--- On Fri, 1/22/10, JDW <[email protected]> wrote:
<clip>
> Of course, a potentially better approach would be to design
> it from
> the ground up using more modern technology.  But that
> would require a
> team of people and is beyond my own capabilities.

What could be done is an all new board design, built to present an identical 
appearing hardware environment to the firmware used on the original board.

In other words emulating the original hardware with hardware.

Such projects have been done for other old computers to replace original 
peripherals with ones that operate identically (some with additional 
enhancements too) but built with modern components to be more reliable, smaller 
and use less power.

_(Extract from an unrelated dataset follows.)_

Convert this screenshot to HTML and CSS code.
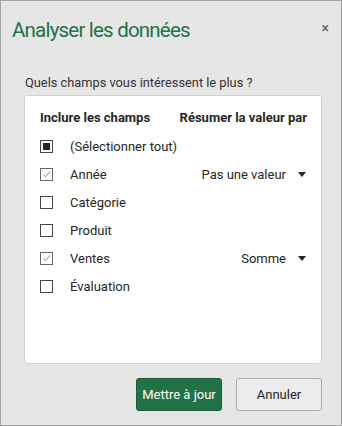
FILE: index.html
```html
<!DOCTYPE html>
<html lang="fr">
<head>
  <meta charset="UTF-8" />
  <meta name="viewport" content="width=device-width, initial-scale=1.0" />
  <title>Analyser les données</title>
  <link rel="stylesheet" href="styles.css">
</head>
<body>
  <div class="dialog">
    <div class="dialog-header">
      <div class="dialog-title">Analyser les données</div>
      <span class="close-btn">×</span>
    </div>
    <div class="question">Quels champs vous intéressent le plus ?</div>

    <div class="fields-panel">
      <div class="fields-head">
        <span>Inclure les champs</span>
        <span>Résumer la valeur par</span>
      </div>

      <div class="field-row">
        <span class="check mixed"></span>
        <span class="field-name">(Sélectionner tout)</span>
      </div>
      <div class="field-row">
        <span class="check checked">
          <svg viewBox="0 0 12 12" width="12" height="12"><path d="M2.5 6.5 L5 9 L10 3" fill="none" stroke="#6e7f95" stroke-width="1"/></svg>
        </span>
        <span class="field-name">Année</span>
        <span class="summary">Pas une valeur <span class="caret"></span></span>
      </div>
      <div class="field-row">
        <span class="check"></span>
        <span class="field-name">Catégorie</span>
      </div>
      <div class="field-row">
        <span class="check"></span>
        <span class="field-name">Produit</span>
      </div>
      <div class="field-row">
        <span class="check checked">
          <svg viewBox="0 0 12 12" width="12" height="12"><path d="M2.5 6.5 L5 9 L10 3" fill="none" stroke="#6e7f95" stroke-width="1"/></svg>
        </span>
        <span class="field-name">Ventes</span>
        <span class="summary">Somme <span class="caret"></span></span>
      </div>
      <div class="field-row">
        <span class="check"></span>
        <span class="field-name">Évaluation</span>
      </div>
    </div>

    <div class="dialog-buttons">
      <button class="btn primary">Mettre à jour</button>
      <button class="btn">Annuler</button>
    </div>
  </div>
</body>
</html>
```

FILE: styles.css
```css
html, body {
  margin: 0;
  padding: 0;
  background-color: #e6e6e6;
  font-family: Roboto, "Open Sans", sans-serif;
  color: #262626;
}

.dialog {
  box-sizing: border-box;
  width: 342px;
  height: 426px;
  border: 1px solid #a3a3a3;
  background-color: #e6e6e6;
  display: flex;
  flex-direction: column;
}

.dialog-header {
  display: flex;
  align-items: center;
  justify-content: space-between;
  padding: 12px 12px 0 11px;
  height: 34px;
}

.dialog-title {
  font-size: 20.5px;
  letter-spacing: -0.8px;
  color: #217346;
}

.close-btn {
  font-size: 14px;
  color: #555;
  margin-top: -4px;
}

.question {
  font-size: 12.8px;
  margin: 27px 0 0 24px;
  line-height: 18px;
  color: #333;
}

.fields-panel {
  box-sizing: border-box;
  margin: 3px 0 0 23px;
  width: 298px;
  height: 269px;
  background-color: #fff;
  border: 1px solid #d2d2d2;
  border-radius: 3px;
  padding: 12px 14px 0 15px;
}

.fields-head {
  display: flex;
  justify-content: space-between;
  font-size: 13px;
  font-weight: 700;
  line-height: 20px;
  margin-bottom: 4px;
}

.field-row {
  display: flex;
  align-items: center;
  height: 28px;
  font-size: 13px;
}

.check {
  box-sizing: border-box;
  width: 13px;
  height: 13px;
  border: 1px solid #444;
  margin-right: 17px;
  display: flex;
  align-items: center;
  justify-content: center;
  flex-shrink: 0;
}

.check.checked { border-color: #666; }

.check.mixed::after {
  content: "";
  width: 7px;
  height: 7px;
  background-color: #262626;
}

.field-name { flex: 1; }

.summary {
  display: flex;
  align-items: center;
}

.caret {
  display: inline-block;
  width: 0;
  height: 0;
  border-left: 4.5px solid transparent;
  border-right: 4.5px solid transparent;
  border-top: 5px solid #262626;
  margin-left: 12px;
  margin-right: 1px;
}

.dialog-buttons {
  display: flex;
  justify-content: flex-end;
  gap: 14px;
  padding: 14px 19px 0 0;
}

.btn {
  width: 86px;
  height: 33px;
  font-family: Roboto, "Open Sans", sans-serif;
  font-size: 13px;
  border: 1px solid #ababab;
  border-radius: 3px;
  background-color: #ececec;
  color: #262626;
  padding: 0;
}

.btn.primary {
  background-color: #217346;
  border-color: #1b5e3a;
  color: #fff;
}
```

One 'hotbed' for this sort of thing is MSX computers. The 
Amiga has also had several such projects.

Even the TI-99/4A has a tiny little board with 32K, a parallel port and a 
compact flash port that acts like several floppy drives on one card. Most of 
the software works transparently with it.

But for some reason the old Macintosh has seen few such projects. An IDE/USB 
NuBus card would be a great thing for the NuBus PowerMacs, with the possibility 
of just IDE support for 68K. (The 'ease' of USB for NuBus PPC depends on how 
closely the OS 9 USB 1.1 driver code is tied to the PCI bus architecture.)

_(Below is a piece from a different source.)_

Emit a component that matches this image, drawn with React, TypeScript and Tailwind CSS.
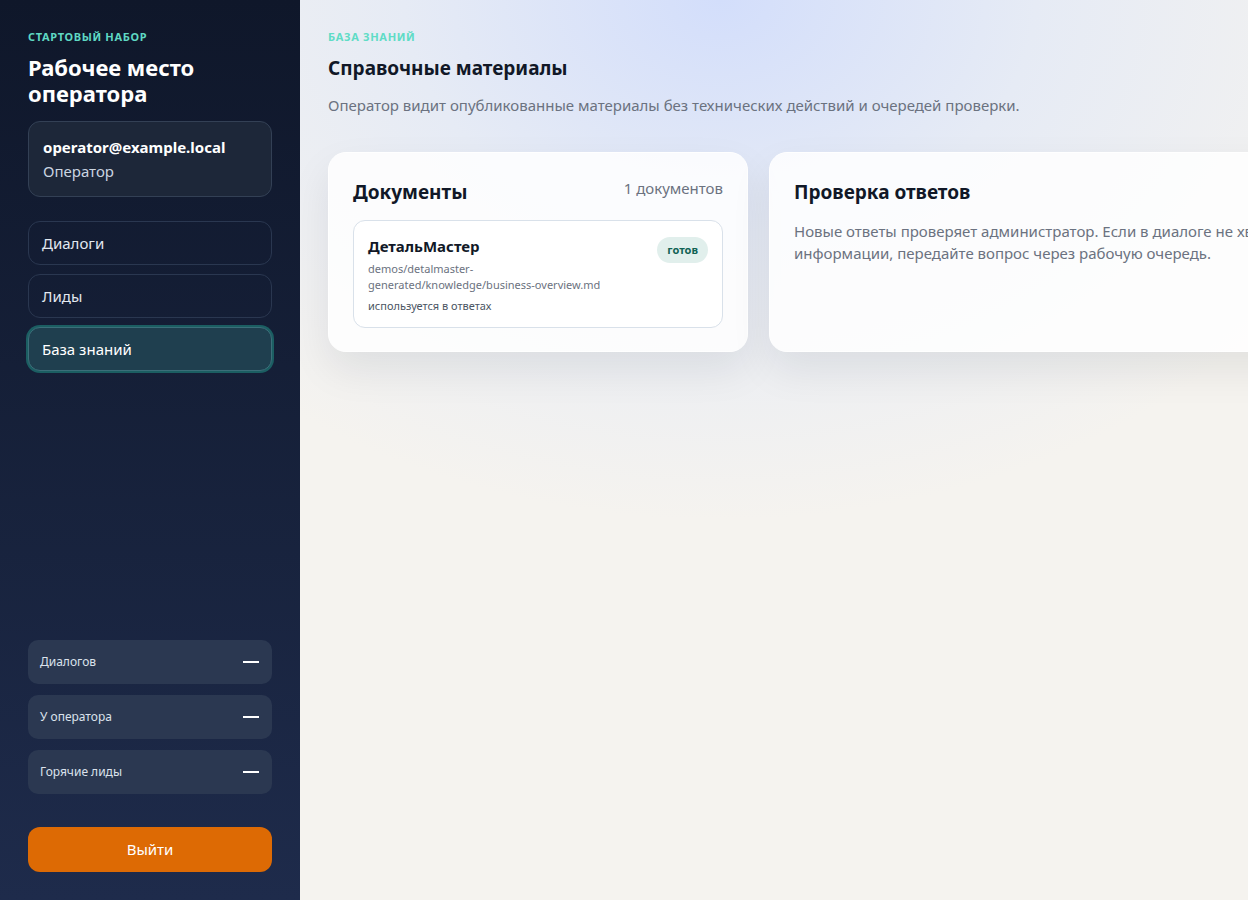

For many systems there's new hardware being built for peripherals that didn't 
exist when the computer was new. Some years back there was an IDE interface 
board for Z-80 computers which plugged in between the CPU and mainboard.

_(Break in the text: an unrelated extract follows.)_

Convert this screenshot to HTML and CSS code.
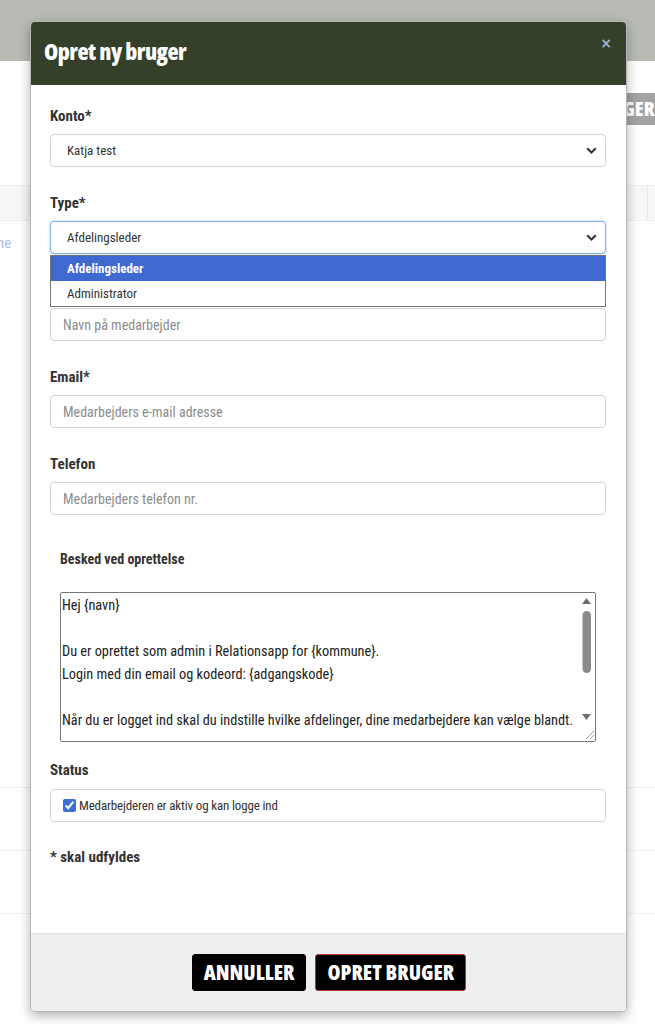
FILE: index.html
```html
<!DOCTYPE html>
<html lang="da">
<head>
<meta charset="utf-8">
<title>Opret ny bruger</title>
<link rel="stylesheet" href="styles.css">
</head>
<body>
<div class="page">
  <div class="topbar"></div>
  <div class="toolbar"><span class="ghost-btn">GER</span></div>
  <div class="table-head"><span class="col-line"></span></div>
  <div class="table-row first"><span class="link">ne</span></div>
  <div class="table-row"></div>
  <div class="table-row"></div>
</div>

<div class="modal">
  <div class="modal-header">
    <h1 class="modal-title">Opret ny bruger</h1>
    <span class="close">×</span>
  </div>
  <div class="modal-body">
    <div class="group">
      <label class="label">Konto*</label>
      <div class="select">
        <span>Katja test</span>
        <svg class="chev" width="11" height="7" viewBox="0 0 11 7"><path d="M1.2 1.2 L5.5 5.5 L9.8 1.2" fill="none" stroke="#333" stroke-width="2"/></svg>
      </div>
    </div>
    <div class="group">
      <label class="label">Type*</label>
      <div class="select-wrap">
        <div class="select focus">
          <span>Afdelingsleder</span>
          <svg class="chev" width="11" height="7" viewBox="0 0 11 7"><path d="M1.2 1.2 L5.5 5.5 L9.8 1.2" fill="none" stroke="#333" stroke-width="2"/></svg>
        </div>
        <ul class="dropdown">
          <li class="opt active">Afdelingsleder</li>
          <li class="opt">Administrator</li>
        </ul>
      </div>
    </div>
    <div class="group">
      <label class="label">Navn*</label>
      <div class="input placeholder">Navn på medarbejder</div>
    </div>
    <div class="group">
      <label class="label">Email*</label>
      <div class="input placeholder">Medarbejders e-mail adresse</div>
    </div>
    <div class="group">
      <label class="label">Telefon</label>
      <div class="input placeholder">Medarbejders telefon nr.</div>
    </div>
    <div class="group message">
      <label class="label">Besked ved oprettelse</label>
      <div class="ta-wrap">
        <textarea class="textarea">Hej {navn}

Du er oprettet som admin i Relationsapp for {kommune}.
Login med din email og kodeord: {adgangskode}

Når du er logget ind skal du indstille hvilke afdelinger, dine medarbejdere kan vælge blandt.

Med venlig hilsen
Relationsapp

</textarea>
        <svg class="scrollbar" width="15" height="148" viewBox="0 0 15 148">
          <path d="M6.5 5 L11 11 L2 11 Z" fill="#6e6e6e"/>
          <rect x="2.5" y="18" width="8.5" height="62" rx="4.25" fill="#8a8a8a"/>
          <path d="M2 121 L11 121 L6.5 127 Z" fill="#6e6e6e"/>
          <path d="M14 138 L6 146 M14 142 L10 146" stroke="#9a9a9a" stroke-width="1"/>
        </svg>
      </div>
    </div>
    <div class="group status">
      <label class="label">Status</label>
      <div class="check-box">
        <input type="checkbox" checked class="cb">
        <span>Medarbejderen er aktiv og kan logge ind</span>
      </div>
    </div>
    <p class="note">* skal udfyldes</p>
  </div>
  <div class="modal-footer">
    <button class="btn">ANNULLER</button>
    <button class="btn primary">OPRET BRUGER</button>
  </div>
</div>
</body>
</html>
```

FILE: styles.css
```css
* { box-sizing: border-box; }
html, body { margin: 0; padding: 0; }
body {
  width: 655px;
  height: 1024px;
  overflow: hidden;
  background: #fff;
  font-family: "Roboto", "Open Sans", sans-serif;
  font-stretch: 75%;
  color: #333;
  position: relative;
}

/* background page */
.page { display: flex; flex-direction: column; }
.topbar { height: 61px; background: #b8bbb4; }
.toolbar { height: 124px; display: flex; justify-content: flex-end; align-items: flex-start; padding-top: 32px; }
.ghost-btn {
  display: block; width: 36px; height: 32px; background: #a3a3a3; color: #fff;
  font-family: "Open Sans", sans-serif; font-stretch: 75%;
  font-weight: 800; font-size: 20px; line-height: 32px; overflow: hidden; white-space: nowrap;
  padding-left: 4px;
}
.table-head { height: 36px; background: #f7f7f7; border-top: 1px solid #f0f0f0; border-bottom: 1px solid #eee; display: flex; justify-content: flex-end; }
.col-line { width: 1px; margin-right: 7px; background: #eaeaea; }
.table-row { height: 63px; border-bottom: 1px solid #f0f0f0; }
.table-row.first { height: 567px; border-bottom: 1px solid #eee; }
.link { display: block; color: #a8b9ec; font-size: 15px; margin-top: 13px; margin-left: -3px; }

/* modal */
.modal {
  position: absolute;
  left: 30px;
  top: 21px;
  width: 597px;
  height: 991px;
  background: #fff;
  border-radius: 5px;
  box-shadow: 0 4px 12px rgba(0,0,0,0.3);
  display: flex;
  flex-direction: column;
  overflow: hidden;
  border: 1px solid #b5b5b5;
}
.modal-header {
  height: 63px;
  background: #344029;
  display: flex;
  align-items: flex-start;
  justify-content: space-between;
  padding: 0 14px 0 13px;
  flex: none;
}
.modal-title {
  margin: 13px 0 0 0;
  font-family: "Open Sans", sans-serif;
  font-stretch: 75%;
  font-size: 23px;
  font-weight: 800;
  color: #fff;
  letter-spacing: -0.5px;
}
.close {
  color: #a3b3ca;
  font-family: "DejaVu Sans", sans-serif;
  font-stretch: normal;
  font-weight: bold;
  font-size: 14px;
  margin-top: 13px;
}

.modal-body {
  flex: 1;
  padding: 21px 20px 0 19px;
  display: flex;
  flex-direction: column;
}
.group { display: flex; flex-direction: column; margin-bottom: 26px; }
.label {
  font-size: 15px;
  font-weight: 700;
  color: #333;
  line-height: 20px;
  margin-bottom: 8px;
}
.select, .input {
  height: 33px;
  border: 1px solid #d4d4d4;
  border-radius: 4px;
  display: flex;
  align-items: center;
  justify-content: space-between;
  padding: 0 8px 0 16px;
  font-size: 13px;
  color: #333;
  background: #fff;
}
.select.focus {
  border-color: #86b2ee;
  box-shadow: 0 0 0 1px rgba(120,170,240,0.25);
}
.input.placeholder { color: #8c8c8c; padding-left: 12px; font-size: 14px; }
.select-wrap { position: relative; }
.dropdown {
  position: absolute;
  left: 0;
  right: 0;
  top: 34px;
  margin: 0;
  padding: 0;
  list-style: none;
  background: #fff;
  border: 1px solid #767676;
  z-index: 2;
}
.opt {
  height: 25px;
  line-height: 25px;
  padding-left: 16px;
  font-size: 13px;
  color: #333;
}
.opt.active { background: #4068d1; color: #fff; font-weight: 700; }

.group.message { padding-left: 10px; padding-right: 10px; margin-top: 8px; margin-bottom: 18px; }
.group.message .label { margin-bottom: 23px; font-size: 14px; }
.ta-wrap { position: relative; height: 150px; }
.textarea {
  display: block;
  height: 150px;
  width: 100%;
  border: 1px solid #767676;
  border-radius: 2px;
  font-family: inherit;
  font-stretch: 75%;
  font-size: 14.3px;
  line-height: 23px;
  color: #222;
  padding: 1px 12px 1px 1px;
  resize: none;
  overflow: hidden;
  background: #fff;
}
.scrollbar {
  position: absolute;
  right: 1px;
  top: 1px;
}

.group.status { margin-bottom: 25px; }
.group.status .label { margin-bottom: 9px; }
.check-box {
  height: 33px;
  border: 1px solid #d4d4d4;
  border-radius: 4px;
  display: flex;
  align-items: center;
  padding-left: 12px;
  font-size: 13px;
  letter-spacing: -0.15px;
  color: #333;
  gap: 3px;
}
.cb { margin: 0; width: 13px; height: 13px; accent-color: #3c6fd8; }
.note { margin: 0; font-size: 15px; line-height: 20px; font-weight: 700; color: #333; }

.modal-footer {
  flex: none;
  height: 78px;
  background: #efefef;
  border-top: 1px solid #e2e2e2;
  display: flex;
  justify-content: center;
  align-items: center;
  gap: 9px;
  padding-left: 1px;
}
.btn {
  background: #000;
  color: #fff;
  border: 1px solid #000;
  border-radius: 3px;
  font-family: "Open Sans", sans-serif;
  font-stretch: 75%;
  font-weight: 800;
  font-size: 21px;
  height: 37px;
  padding: 0 11px;
  line-height: 1;
}
.btn.primary { border-color: #a8392c; }
```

But when it comes to Macintosh, there's little enthusiasm for hardware hacking, 
beyond overclocking. The original iMac was a high point for hacking, with 
adding the floppy and ADB ports and the various boards for the Mezzanine slot, 
until Apple pulled the rug out from under by changing the hardware to make 
adding such things impossible.

Same goes in a way for software. I tried for a long time to get someone 
interested in writing USB 2.0 drivers for OS9, while Apple was still shipping 9 
with OS X, but nobody gave a damn. There was a decent sized potential market 
there, but it was allowed to slip away.